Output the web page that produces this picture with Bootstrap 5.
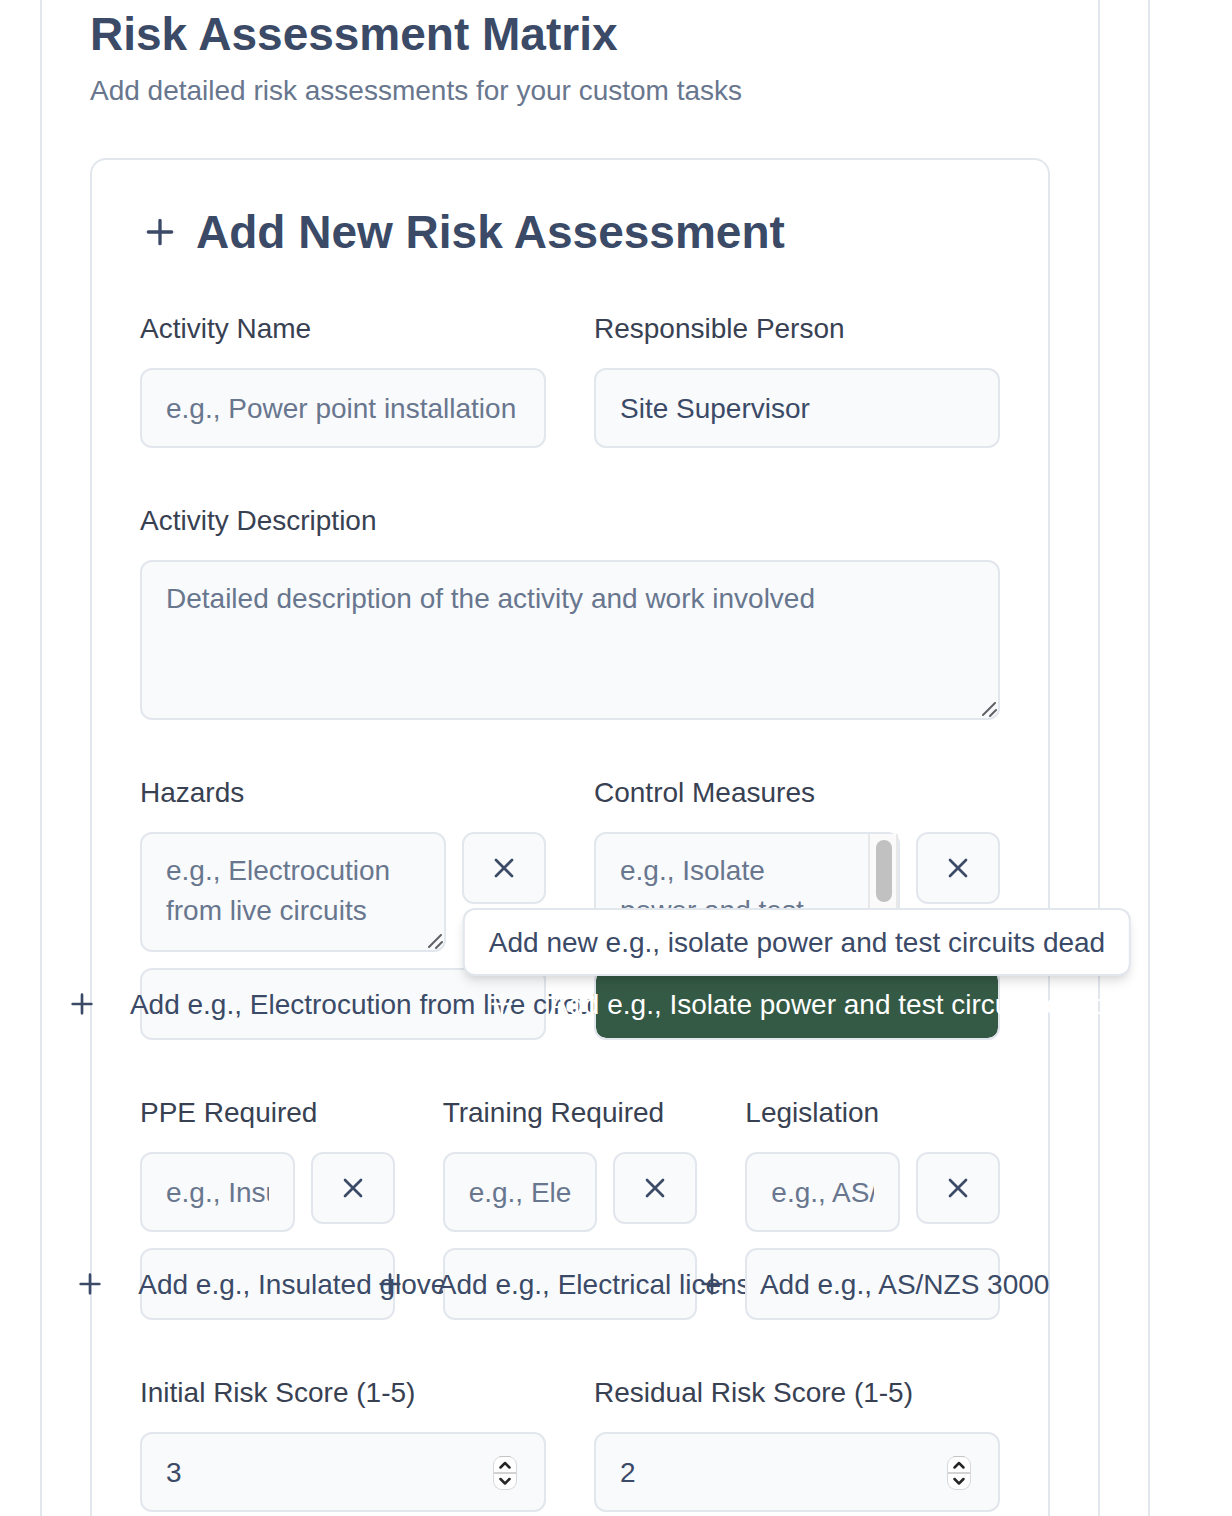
<!DOCTYPE html>
<html lang="en">
<head>
<meta charset="utf-8">
<meta name="viewport" content="width=device-width, initial-scale=1">
<title>Risk Assessment Matrix</title>
<link href="https://cdn.jsdelivr.net/npm/bootstrap@5.3.0/dist/css/bootstrap.min.css" rel="stylesheet">
<style>
  :root { --ink: #3b4a66; --label: #384152; --muted: #68768e; --line: #e2e6ed; --field: #f9fafc; --green: #345944; }
  body { font-family: "Liberation Sans", Arial, sans-serif; font-size: 28px; line-height: 40px; color: var(--ink); background: #fff; }
  .page-shell { min-height: 100vh; padding-right: 82px; }
  .outer-frame { border-right: 2px solid var(--line); padding: 0 48px 0 40px; }
  .inner-frame { border: solid var(--line); border-width: 0 2px; padding: 10px 48px 0; }
  .section-title { font-size: 46px; line-height: 48px; font-weight: 700; margin: 0; }
  .section-note { color: var(--muted); line-height: 42px; margin: 12px 0 46px; }
  .panel { border: 2px solid var(--line); border-bottom: 0; border-radius: 16px 16px 0 0; padding: 48px 48px 0; }
  .stack { display: flex; flex-direction: column; gap: 48px; }
  .gap-16 { gap: 16px; }
  .wide-row { --bs-gutter-x: 48px; }
  .field-label { display: block; color: var(--label); line-height: 50px; margin-bottom: 14px; }
  .field.form-control { font-size: 28px; line-height: 40px; color: var(--ink); background: var(--field); border: 2px solid var(--line); border-radius: 12px; padding: 20px 24px 18px; height: 80px; min-width: 0; }
  .field.form-control::placeholder { color: var(--muted); opacity: 1; }
  textarea.field.form-control { padding: 17px 24px 15px; resize: none; overflow: hidden; display: block; min-height: 0; }
  textarea.field.form-control.tall { height: 160px; }
  textarea.field.form-control.short { height: 120px; }
  textarea.field.form-control.scrolls { padding-right: 54px; }
  input[type=number].field { appearance: textfield; -moz-appearance: textfield; }
  input[type=number].field::-webkit-inner-spin-button { -webkit-appearance: none; margin: 0; }
  .soft.btn { font-size: 28px; line-height: 40px; color: var(--ink); background: var(--field); border: 2px solid var(--line); border-radius: 12px; height: 72px; padding: 0 24px; white-space: nowrap; background-clip: padding-box; }
  .remove.btn { width: 84px; flex: none; }
  .add.btn { display: flex; align-items: center; justify-content: center; gap: 32px; width: 100%; }
  .add.btn span { line-height: 38px; padding-top: 2px; }
  .add.is-hot.btn { background-color: var(--green); color: #fff; }
  .stroke { fill: none; stroke: currentColor; stroke-width: 2; stroke-linecap: round; stroke-linejoin: round; flex: none; display: block; }
  .grip { position: absolute; right: 2px; bottom: 2px; width: 16px; height: 16px; fill: none; stroke: #5f6164; stroke-width: 2; stroke-linecap: round; }
  .spinner { position: absolute; right: 28px; top: 22px; width: 26px; height: 38px; }
  .scroll-track { position: absolute; right: 2px; top: 2px; bottom: 2px; width: 30px; background: #fafafa; border: solid #e8e8e8; border-width: 0 2px; padding: 6px; }
  .scroll-thumb { height: 62px; width: 16px; margin: 0 auto; border-radius: 8px; background: #c1c1c1; }
  .hint { position: absolute; z-index: 10; left: 50%; bottom: 100%; transform: translateX(-50%); margin-bottom: -8px; white-space: nowrap; background: #fff; border: 2px solid var(--line); border-radius: 12px; padding: 13px 24px 11px; box-shadow: 0 8px 12px -2px rgba(0,0,0,.1), 0 4px 8px -4px rgba(0,0,0,.1); }
</style>
</head>
<body>
<svg width="0" height="0" class="position-absolute" aria-hidden="true">
  <symbol id="plus" viewBox="0 0 24 24"><path d="M5 12h14M12 5v14"/></symbol>
  <symbol id="cross" viewBox="0 0 24 24"><path d="M18 6 6 18M6 6l12 12"/></symbol>
  <symbol id="handle" viewBox="0 0 16 16"><path d="M1 13 13 1M8 14l6-6"/></symbol>
  <symbol id="steps" viewBox="0 0 26 38">
    <rect x="1" y="2" width="24" height="34" rx="9" fill="#d8d8da"/>
    <rect x="2" y="3" width="22" height="32" rx="8" fill="#fff"/>
    <path d="M8 2.500h10" stroke="#c4c4c6" stroke-linecap="round"/>
    <path d="M2 19h22" stroke="#d2d2d3" stroke-width="2"/>
    <path d="m8.500 13.500 4.500-4.500 4.500 4.500M8.500 25l4.500 4.500 4.500-4.500" fill="none" stroke="#262626" stroke-width="2.500" stroke-linecap="round" stroke-linejoin="round"/>
  </symbol>
</svg>
<div class="page-shell d-flex">
  <div class="outer-frame d-flex flex-fill">
    <main class="inner-frame d-flex flex-column flex-fill">
      <h2 class="section-title">Risk Assessment Matrix</h2>
      <p class="section-note">Add detailed risk assessments for your custom tasks</p>
      <form class="panel stack flex-fill">
        <div class="d-flex align-items-center gap-16">
          <svg class="stroke" width="40" height="40" aria-hidden="true"><use href="#plus"/></svg>
          <h3 class="section-title">Add New Risk Assessment</h3>
        </div>

        <div class="row wide-row">
          <div class="col-6">
            <label class="field-label" for="activity">Activity Name</label>
            <input class="field form-control" id="activity" type="text" placeholder="e.g., Power point installation">
          </div>
          <div class="col-6">
            <label class="field-label" for="person">Responsible Person</label>
            <input class="field form-control" id="person" type="text" value="Site Supervisor">
          </div>
        </div>

        <div>
          <label class="field-label" for="description">Activity Description</label>
          <div class="position-relative">
            <textarea class="field form-control tall" id="description" placeholder="Detailed description of the activity and work involved"></textarea>
            <svg class="grip" aria-hidden="true"><use href="#handle"/></svg>
          </div>
        </div>

        <div class="row wide-row">
          <div class="col-6">
            <label class="field-label" for="hazards">Hazards</label>
            <div class="d-flex flex-column gap-16">
              <div class="d-flex align-items-start gap-16">
                <div class="position-relative flex-fill">
                  <textarea class="field form-control short" id="hazards" placeholder="e.g., Electrocution from live circuits"></textarea>
                  <svg class="grip" aria-hidden="true"><use href="#handle"/></svg>
                </div>
                <button class="soft remove btn d-flex align-items-center justify-content-center" type="button" aria-label="Remove hazard"><svg class="stroke" width="32" height="32"><use href="#cross"/></svg></button>
              </div>
              <button class="soft add btn" type="button"><svg class="stroke" width="32" height="32"><use href="#plus"/></svg><span>Add e.g., Electrocution from live circuits</span></button>
            </div>
          </div>
          <div class="col-6">
            <label class="field-label" for="controls">Control Measures</label>
            <div class="d-flex flex-column gap-16">
              <div class="d-flex align-items-start gap-16">
                <div class="position-relative flex-fill">
                  <textarea class="field form-control short scrolls" id="controls" placeholder="e.g., Isolate power and test circuits dead"></textarea>
                  <div class="scroll-track" aria-hidden="true"><div class="scroll-thumb"></div></div>
                </div>
                <button class="soft remove btn d-flex align-items-center justify-content-center" type="button" aria-label="Remove control measure"><svg class="stroke" width="32" height="32"><use href="#cross"/></svg></button>
              </div>
              <div class="position-relative">
                <button class="soft add is-hot btn" type="button" aria-describedby="add-hint"><svg class="stroke" width="32" height="32"><use href="#plus"/></svg><span>Add e.g., Isolate power and test circuits dead</span></button>
                <div class="hint" id="add-hint" role="tooltip">Add new e.g., isolate power and test circuits dead</div>
              </div>
            </div>
          </div>
        </div>

        <div class="row wide-row">
          <div class="col-4">
            <label class="field-label" for="ppe">PPE Required</label>
            <div class="d-flex flex-column gap-16">
              <div class="d-flex align-items-start gap-16">
                <input class="field form-control" id="ppe" type="text" placeholder="e.g., Insulated gloves">
                <button class="soft remove btn d-flex align-items-center justify-content-center" type="button" aria-label="Remove PPE"><svg class="stroke" width="32" height="32"><use href="#cross"/></svg></button>
              </div>
              <button class="soft add btn" type="button"><svg class="stroke" width="32" height="32"><use href="#plus"/></svg><span>Add e.g., Insulated gloves</span></button>
            </div>
          </div>
          <div class="col-4">
            <label class="field-label" for="training">Training Required</label>
            <div class="d-flex flex-column gap-16">
              <div class="d-flex align-items-start gap-16">
                <input class="field form-control" id="training" type="text" placeholder="e.g., Electrical license">
                <button class="soft remove btn d-flex align-items-center justify-content-center" type="button" aria-label="Remove training"><svg class="stroke" width="32" height="32"><use href="#cross"/></svg></button>
              </div>
              <button class="soft add btn" type="button"><svg class="stroke" width="32" height="32"><use href="#plus"/></svg><span>Add e.g., Electrical license</span></button>
            </div>
          </div>
          <div class="col-4">
            <label class="field-label" for="legislation">Legislation</label>
            <div class="d-flex flex-column gap-16">
              <div class="d-flex align-items-start gap-16">
                <input class="field form-control" id="legislation" type="text" placeholder="e.g., AS/NZS 3000">
                <button class="soft remove btn d-flex align-items-center justify-content-center" type="button" aria-label="Remove legislation"><svg class="stroke" width="32" height="32"><use href="#cross"/></svg></button>
              </div>
              <button class="soft add btn" type="button"><svg class="stroke" width="32" height="32"><use href="#plus"/></svg><span>Add e.g., AS/NZS 3000</span></button>
            </div>
          </div>
        </div>

        <div class="row wide-row">
          <div class="col-6">
            <label class="field-label" for="initial">Initial Risk Score (1-5)</label>
            <div class="position-relative">
              <input class="field form-control" id="initial" type="number" min="1" max="5" value="3">
              <svg class="spinner" aria-hidden="true"><use href="#steps"/></svg>
            </div>
          </div>
          <div class="col-6">
            <label class="field-label" for="residual">Residual Risk Score (1-5)</label>
            <div class="position-relative">
              <input class="field form-control" id="residual" type="number" min="1" max="5" value="2">
              <svg class="spinner" aria-hidden="true"><use href="#steps"/></svg>
            </div>
          </div>
        </div>
      </form>
    </main>
  </div>
</div>
<script src="https://cdn.jsdelivr.net/npm/bootstrap@5.3.0/dist/js/bootstrap.bundle.min.js"></script>
</body>
</html>
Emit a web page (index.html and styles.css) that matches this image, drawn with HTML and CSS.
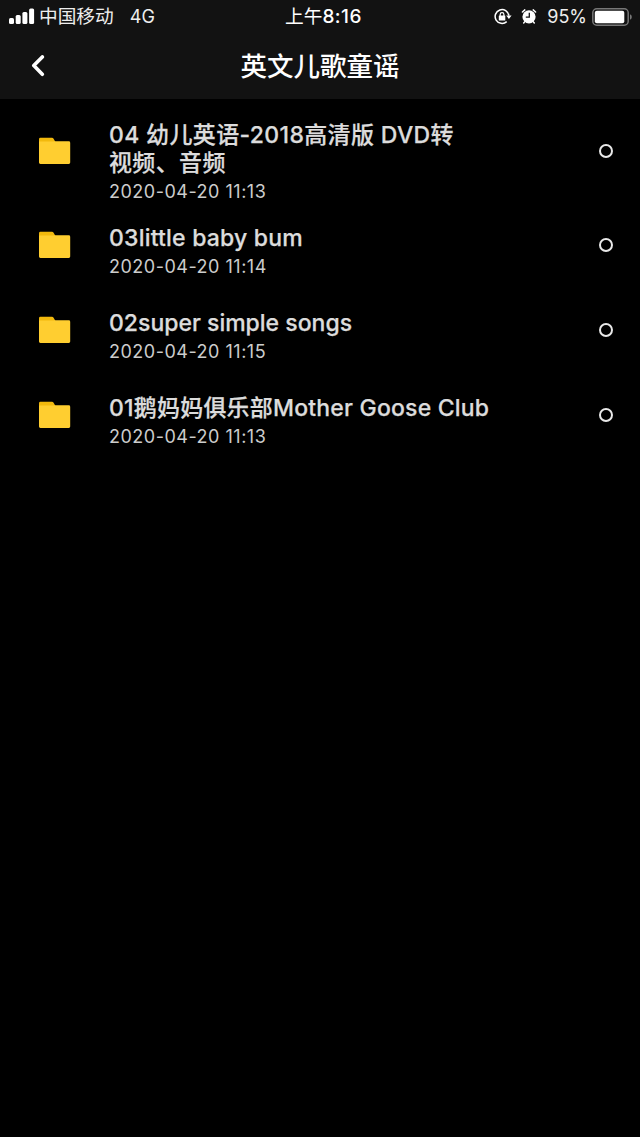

REQUIREMENTS:
Locate the word "this" in the records above, and return each line that has it.

CORRECT RESPONSE:
Output the web page that produces this picture with Bootstrap 5.
Emit a web page (index.html and styles.css) that matches this image, drawn with HTML and CSS.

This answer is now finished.